As Aronofsky's Black Swan receives widespread acclaim, it strikes me that the processes behind the creation of works of art can often be as fascinating as works of art themselves. Here is an extract from writer Italo Calvino's notes on his masterpiece The Castle of Crossed Destinies (1969), a novel which takes both its structure and content from the tarot. Even if you haven't read the book (in which case I recommend that you do) here is a rare insight into an artist's struggle towards realising his vision:
“I publish this book to be free of it: it has obsessed me for years. I began by trying to line up tarot cards at random to see if I could read a story in them. “The Waverer’s Tale” emerged; I started writing it down; I looked for other combinations of the same cards; I realised the tarots were a machine for constructing stories; I thought of a book, and I imagined its frame: the mute narrators, the forest, the inn; I was tempted by the diabolical idea of conjuring up all the stories that could be contained in a tarot deck...
And so I spent whole days taking apart and putting together my puzzle; I invented new rules for the game, I drew hundreds of patterns, in a square, a rhomboid, a star design; but some essential cards were always left out, and some superfluous ones were always there in the midst. The patterns became so complicated (they took on a third dimension, becoming cubes, polyhedrons) that I myself was lost in them...
Suddenly, I decided to give up, to drop the whole thing; I turned to something else. It was absurd to waste any more time on an operations whose implicit possibilities I had by now explored completely, a operation that made sense only as a theoretical hypothesis. A month went by, perhaps a whole year, and I thought no more about it. Then all of a sudden, it occurred to me that I could try again in a different way, more simple and rapid, with guaranteed success. I began making patterns again, correcting them, complicating them. Again I was trapped in this quicksand, locked in this maniacal obsession. Some nights I woke up and ran to note a decisive correction, which then led to an endless chain of shifts. On other nights I would go to bed relieved at having found the perfect formula; and the next morning, on waking, I would tear it up. Even now, with the book in galleys, I continue to work over it, take it apart, rewrite. I hope that when the volume is printed I will be outside it once and for all. But will this actually happen?

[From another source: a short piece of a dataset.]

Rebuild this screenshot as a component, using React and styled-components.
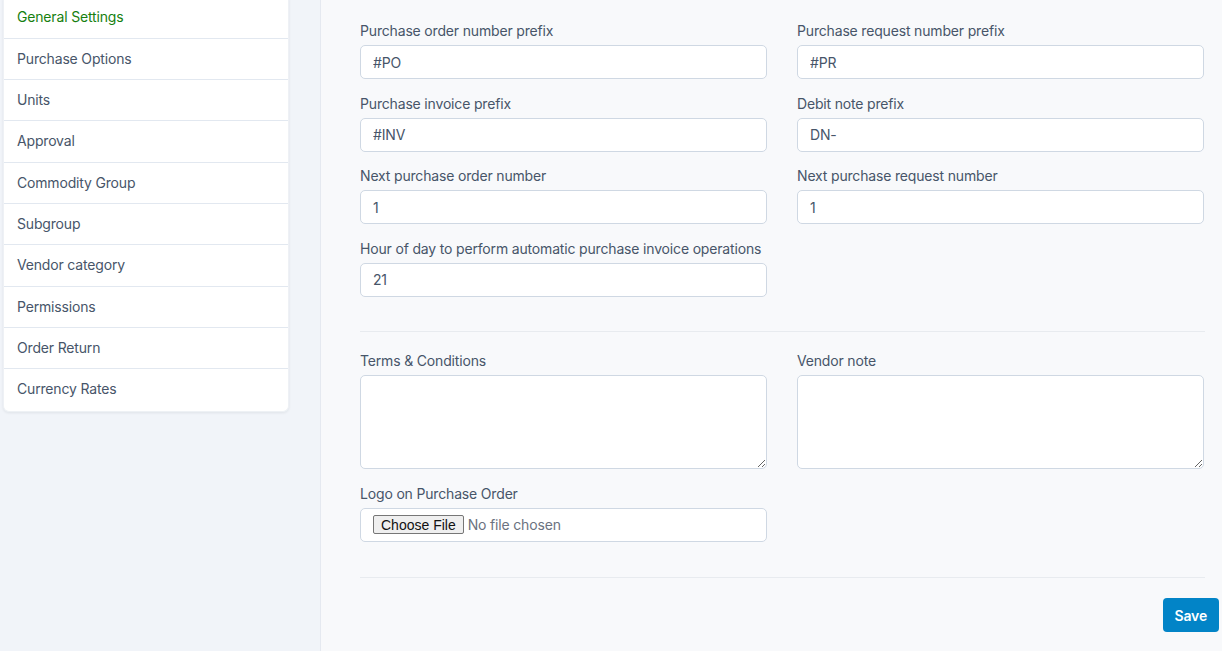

I would like to add that for a certain time it was my intention to write also a third part for this book. At first I wanted to find a third tarot deck fairly different from the other two. But then, instead of going on raving over the same medieval-Renaissance symbols, I thought of creating a sharp contrast, repeating an analogous operation with modern visual material. But what is the tarots’ contemporary equivalent as the portrayal of the collective unconscious mind? I thought of comic strips, of the most dramatic, adventurous, frightening ones: gangsters, terrified women, spacecraft, vamps, war in the air, mad scientists. I though of complementing The Tavern and The Castle with a similar frame, The Motel of Crossed Destinies. Some people who have survived a mysterious catastrophe find refuge in a half-destroyed motel, where only a scorched newspaper is left, the comics page. The survivors, who have become dumb in their fright, tell their stories by pointing to the drawings, but without following the order of each strip, moving from one strip to another in vertical or diagonal rows.
I went no further than the formulation of the idea as I have just described it. My theoretical and expressive interests had moved off in other directions. I always feel the need to alternate one type of writing with another, completely different, to begin writing again as if I had never written anything before.”
- Italo Calvino, on The Castle of Crossed Destinies, 1969
As I write this from inside a London internet cafe helicopters swarm overhead, cops in riot gear and on horses patrol the streets. It seems like there's a time for typing and a time for action so...I'm off to show some solidarity! Wishing you a very happy weekend.